> Problem to solve
Retype each line of the material exactly, please, skipping any picture in it.
============
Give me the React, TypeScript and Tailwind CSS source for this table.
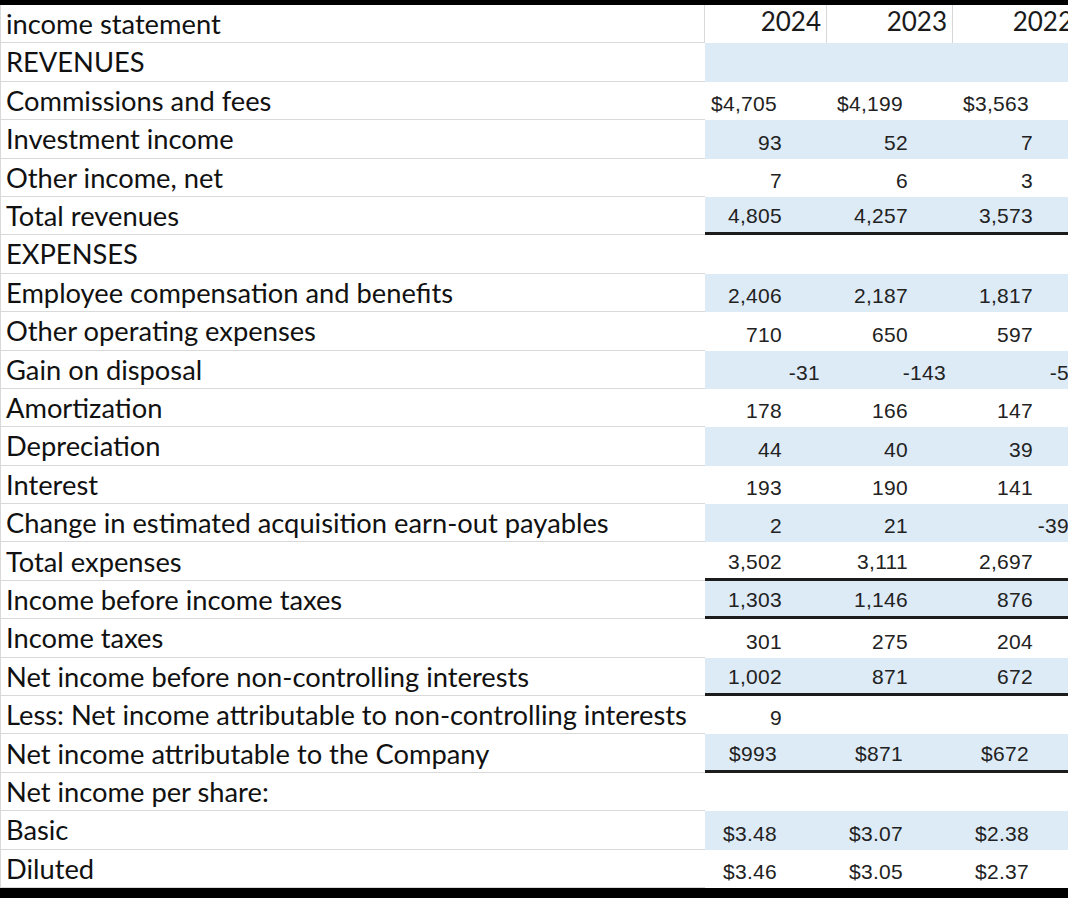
import React from "react";

type Kind = "n" | "d" | "neg";
type Row = {
  label: string;
  vals?: string[];
  kinds?: Kind[];
  header?: boolean;
  border?: boolean;
};

const rows: Row[] = [
  { label: "income statement", header: true, vals: ["2024", "2023", "2022"] },
  { label: "REVENUES" },
  { label: "Commissions and fees", vals: ["$4,705", "$4,199", "$3,563"], kinds: ["d", "d", "d"] },
  { label: "Investment income", vals: ["93", "52", "7"] },
  { label: "Other income, net", vals: ["7", "6", "3"] },
  { label: "Total revenues", vals: ["4,805", "4,257", "3,573"], border: true },
  { label: "EXPENSES" },
  { label: "Employee compensation and benefits", vals: ["2,406", "2,187", "1,817"] },
  { label: "Other operating expenses", vals: ["710", "650", "597"] },
  { label: "Gain on disposal", vals: ["-31", "-143", "-5"], kinds: ["neg", "neg", "neg"] },
  { label: "Amortization", vals: ["178", "166", "147"] },
  { label: "Depreciation", vals: ["44", "40", "39"] },
  { label: "Interest", vals: ["193", "190", "141"] },
  { label: "Change in estimated acquisition earn-out payables", vals: ["2", "21", "-39"], kinds: ["n", "n", "neg"] },
  { label: "Total expenses", vals: ["3,502", "3,111", "2,697"], border: true },
  { label: "Income before income taxes", vals: ["1,303", "1,146", "876"], border: true },
  { label: "Income taxes", vals: ["301", "275", "204"] },
  { label: "Net income before non-controlling interests", vals: ["1,002", "871", "672"], border: true },
  { label: "Less: Net income attributable to non-controlling interests", vals: ["9", "", ""] },
  { label: "Net income attributable to the Company", vals: ["$993", "$871", "$672"], kinds: ["d", "d", "d"], border: true },
  { label: "Net income per share:" },
  { label: "Basic", vals: ["$3.48", "$3.07", "$2.38"], kinds: ["d", "d", "d"] },
  { label: "Diluted", vals: ["$3.46", "$3.05", "$2.37"], kinds: ["d", "d", "d"] },
];

const widths = ["w-[122px]", "w-[126px]", "w-[126px]"];

function padFor(col: number, kind: Kind): string {
  if (kind === "d") return "pr-[50px]";
  if (kind === "neg") {
    if (col === 2) return "pr-[10px]";
    return "pr-[7px]";
  }
  if (col === 2) return "pr-[46px]";
  return "pr-[45px]";
}

function DataCell({ row, col, blue }: { row: Row; col: number; blue: boolean }) {
  const v = row.vals ? row.vals[col] : "";
  const kind: Kind = row.kinds ? row.kinds[col] : "n";
  if (row.header) {
    return (
      <div
        className={`${widths[col]} shrink-0 h-full bg-white border-r border-[#d6d6d6] flex items-end justify-end pr-[5px] pb-[9px] text-[26px] leading-none text-[#1a1a1a]`}
        style={{ fontFamily: "Lato, 'Noto Sans', sans-serif" }}
      >
        {v}
      </div>
    );
  }
  return (
    <div
      className={`${widths[col]} shrink-0 h-full flex items-end justify-end ${padFor(col, kind)} pb-[6px] text-[21px] tracking-[0.3px] leading-none text-[#222] ${
        blue ? "bg-[#ddebf7]" : "bg-white"
      } ${row.border ? "border-b-[3px] border-[#1c1c1c]" : ""}`}
      style={{ fontFamily: "'Liberation Sans', Arial, sans-serif" }}
    >
      {v}
    </div>
  );
}

export default function App() {
  return (
    <div className="w-[1068px] h-[898px] bg-black overflow-hidden pt-[5px]">
      <div className="flex flex-col bg-white w-[1079px]">
        {rows.map((row, i) => {
          const blue = i % 2 === 1;
          return (
            <div key={i} className="flex h-[38.4px]">
              <div
                className={`w-[705px] shrink-0 h-full border-l border-b border-[#d9d9d9] ${
                  row.header ? "border-r" : ""
                } flex items-end pl-[5px] pb-[5px] text-[27.3px] leading-none text-[#111]`}
                style={{ fontFamily: "Lato, 'Noto Sans', sans-serif" }}
              >
                {row.label}
              </div>
              {[0, 1, 2].map((c) => (
                <DataCell key={c} row={row} col={c} blue={blue} />
              ))}
            </div>
          );
        })}
      </div>
    </div>
  );
}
============
> Correct answer
Give me the React, TypeScript and Tailwind CSS source for this table.
import React from "react";

type Kind = "n" | "d" | "neg";
type Row = {
  label: string;
  vals?: string[];
  kinds?: Kind[];
  header?: boolean;
  border?: boolean;
};

const rows: Row[] = [
  { label: "income statement", header: true, vals: ["2024", "2023", "2022"] },
  { label: "REVENUES" },
  { label: "Commissions and fees", vals: ["$4,705", "$4,199", "$3,563"], kinds: ["d", "d", "d"] },
  { label: "Investment income", vals: ["93", "52", "7"] },
  { label: "Other income, net", vals: ["7", "6", "3"] },
  { label: "Total revenues", vals: ["4,805", "4,257", "3,573"], border: true },
  { label: "EXPENSES" },
  { label: "Employee compensation and benefits", vals: ["2,406", "2,187", "1,817"] },
  { label: "Other operating expenses", vals: ["710", "650", "597"] },
  { label: "Gain on disposal", vals: ["-31", "-143", "-5"], kinds: ["neg", "neg", "neg"] },
  { label: "Amortization", vals: ["178", "166", "147"] },
  { label: "Depreciation", vals: ["44", "40", "39"] },
  { label: "Interest", vals: ["193", "190", "141"] },
  { label: "Change in estimated acquisition earn-out payables", vals: ["2", "21", "-39"], kinds: ["n", "n", "neg"] },
  { label: "Total expenses", vals: ["3,502", "3,111", "2,697"], border: true },
  { label: "Income before income taxes", vals: ["1,303", "1,146", "876"], border: true },
  { label: "Income taxes", vals: ["301", "275", "204"] },
  { label: "Net income before non-controlling interests", vals: ["1,002", "871", "672"], border: true },
  { label: "Less: Net income attributable to non-controlling interests", vals: ["9", "", ""] },
  { label: "Net income attributable to the Company", vals: ["$993", "$871", "$672"], kinds: ["d", "d", "d"], border: true },
  { label: "Net income per share:" },
  { label: "Basic", vals: ["$3.48", "$3.07", "$2.38"], kinds: ["d", "d", "d"] },
  { label: "Diluted", vals: ["$3.46", "$3.05", "$2.37"], kinds: ["d", "d", "d"] },
];

const widths = ["w-[122px]", "w-[126px]", "w-[126px]"];

function padFor(col: number, kind: Kind): string {
  if (kind === "d") return "pr-[50px]";
  if (kind === "neg") {
    if (col === 2) return "pr-[10px]";
    return "pr-[7px]";
  }
  if (col === 2) return "pr-[46px]";
  return "pr-[45px]";
}

function DataCell({ row, col, blue }: { row: Row; col: number; blue: boolean }) {
  const v = row.vals ? row.vals[col] : "";
  const kind: Kind = row.kinds ? row.kinds[col] : "n";
  if (row.header) {
    return (
      <div
        className={`${widths[col]} shrink-0 h-full bg-white border-r border-[#d6d6d6] flex items-end justify-end pr-[5px] pb-[9px] text-[26px] leading-none text-[#1a1a1a]`}
        style={{ fontFamily: "Lato, 'Noto Sans', sans-serif" }}
      >
        {v}
      </div>
    );
  }
  return (
    <div
      className={`${widths[col]} shrink-0 h-full flex items-end justify-end ${padFor(col, kind)} pb-[6px] text-[21px] tracking-[0.3px] leading-none text-[#222] ${
        blue ? "bg-[#ddebf7]" : "bg-white"
      } ${row.border ? "border-b-[3px] border-[#1c1c1c]" : ""}`}
      style={{ fontFamily: "'Liberation Sans', Arial, sans-serif" }}
    >
      {v}
    </div>
  );
}

export default function App() {
  return (
    <div className="w-[1068px] h-[898px] bg-black overflow-hidden pt-[5px]">
      <div className="flex flex-col bg-white w-[1079px]">
        {rows.map((row, i) => {
          const blue = i % 2 === 1;
          return (
            <div key={i} className="flex h-[38.4px]">
              <div
                className={`w-[705px] shrink-0 h-full border-l border-b border-[#d9d9d9] ${
                  row.header ? "border-r" : ""
                } flex items-end pl-[5px] pb-[5px] text-[27.3px] leading-none text-[#111]`}
                style={{ fontFamily: "Lato, 'Noto Sans', sans-serif" }}
              >
                {row.label}
              </div>
              {[0, 1, 2].map((c) => (
                <DataCell key={c} row={row} col={c} blue={blue} />
              ))}
            </div>
          );
        })}
      </div>
    </div>
  );
}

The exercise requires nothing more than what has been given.